12 thoughts on “110 Years Ago Today…”

  1. I was at the Udvar-Hazy Center, an Air & Space Museum annex at Dulles Airport, several years ago. I remember standing alongside the Enola Gay. There was a 1930’s era aircraft hanging from the ceiling to my left, the B-29 directly in front of me, and an SR-71 off to my right.

    I recall thinking, 10 years of technological development from that 30’s plane to the B-29, which was an intercontinental range, metal bodied, pressurized cabin, 4 engine plane; and then another twenty years to the SR-71 flying at Mach-3 along the edge of space. Just 60 years before the SR-71, the Wright brothers were first flying their experimental plane on the sand dunes of Kitty Hawk. What an incredible rate of change.

  2. Michael Hiteshew,

    and then, just past that Blackbird, 20 more years to the Challenger space shuttle – which they just parked there last year.

  3. Michael Hiteshaw –

    I had the same “wow” experience at the U-H Center as you. Another “wow” was the time it took between the 1st flight and an aircraft with a wingspan longer than the distance of the 1st flight. It wasn’t that long.

    The World Wars, of course, lit a fire under aircraft & rocketry tech. Probably World War I saw a steeper “learning curve” in that way than WWII, if you don’t count jet engines. A lot of military aircraft in 1914 weren’t much more than post-Wright kites with pusher engines; by the end of the war the rotary engine had been pushed almost to the max of its development potential, radial engines had been introduced, and people were experimenting with aluminum fuselages.

  4. I admire the generations of pilots for their courage (and sometimes dying) to get us where we are.

    WW1 – really accelerated aircraft development but the training was way behind – the average new pilot had a life expectancy of about 2 weeks once thrown into combat.

    1920s – the mail pilots – a great movie on this was starring Christopher Reeve and Roseanna Arquett – the Aviators – those guys had to means to protect against weather – no IFR (that was to be pioneered in the 30s by Jimmy Doolittle) – no wing deicing – SOP for getting out of icing conditions was to throw the plane into a spin.

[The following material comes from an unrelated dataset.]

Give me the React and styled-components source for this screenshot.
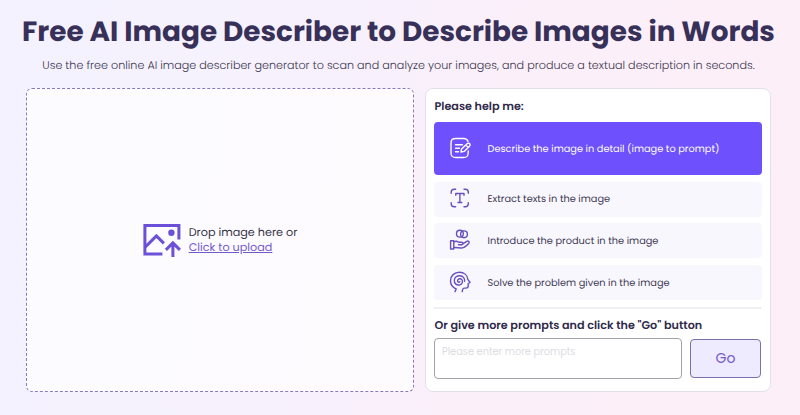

    1930s – engine development was ahead of airframe – maybe that is why the Hughes H1 was such a radical airplane. Planes like the GB2 killed a lot of pilots – all engine and very little airframe.

    1940s – we advanced piston engines about as far as they could go – and sometimes (inadvertently) entered supersonic – or near supersonic – flight (in dives). Heck they are still using these engines at the Reno Air Races.

    1950s – test pilots were dying wholesale but we were leaning about supersonic flight.

    1960s – the era of space began…

    Amazing how far we have come in such a relatively short time. Think of , say, a Lockheed Constellation just 40 years after the Wright Brothers….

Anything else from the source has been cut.